9. Don’t Run Over Your Fish
While this may seem to be a no brainer, I cannot tell you how many people I see doing this. If your going to drift (or anchor) up on rolling fish, try to sneak up on them. When drifting this means running way around where you plan to make your drift. When anchoring, this means just approaching slowly where you like to anchor, and trying to be as silent as possible when deploying your anchor. Using a push pole or power pole is often advised especially if your near a bank edge, as it will cause less of a disturbance and is less intrusive to the tarpon below.
10. Patience and Attention to Detail
Remember tarpon are finicky. Try to have patience when fishing for them. I also suggest trying to take notes as this will help you in the future. If you find fish in certain areas, on certain tides, wind direction, moons, etc… you will have a much better chance at remembering that if you write it down.

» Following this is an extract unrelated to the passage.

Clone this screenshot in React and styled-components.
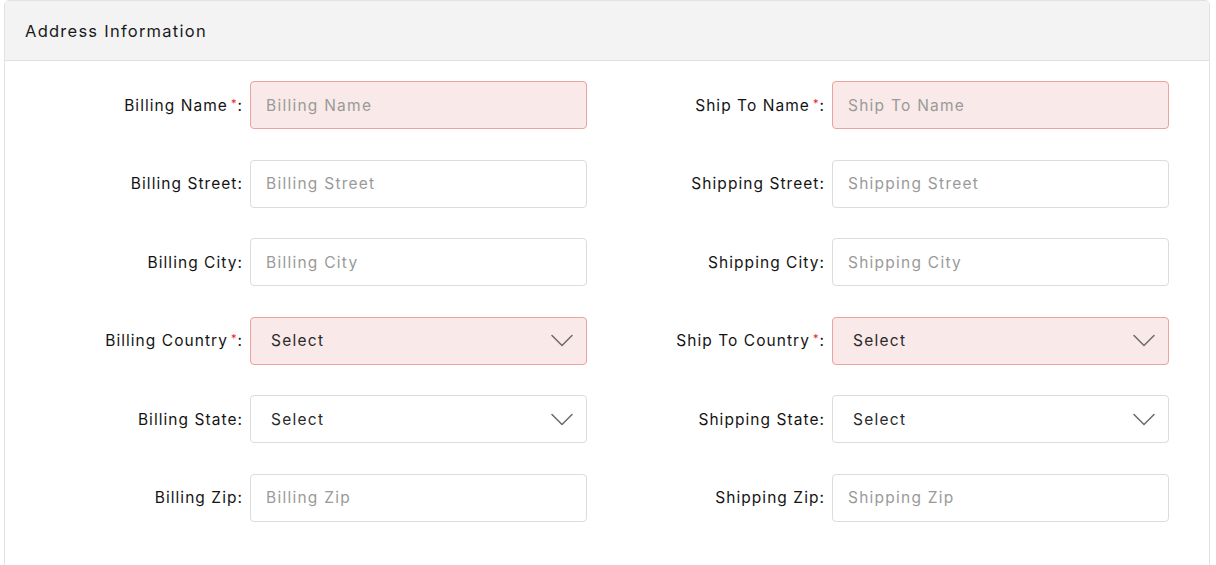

You’ll likely find the fish there again given the same conditions. Also keep mixing things up. Don’t keep fishing exactly the same way if things aren’t productive just because you’ve caught them like that before. Mixing things up at least helps you find what the fish prefer at that given time, and this again can often be the same for days to come or in the future given similar conditions.
That’s my top 10 tips for fishing the silver king in the keys. Once you hook that tarpon of a life time you’ll understand why they are one of the most sought after gamefish in the world. You’ll also appreciate the amount of time and hard work that goes into catching each and every one of these magnificent beasts.
One final note I suggest is no matter how much you’ve fished in the past, be teachable. I can honestly say that I learn something new almost every day I’m out on the water, and that is what makes fishing so fun and interesting. Taking the time to try new things or even going with a guide when fishing a new area will increase your fishing skill by leaps and bounds.
Good luck and tight lines – catch ’em up!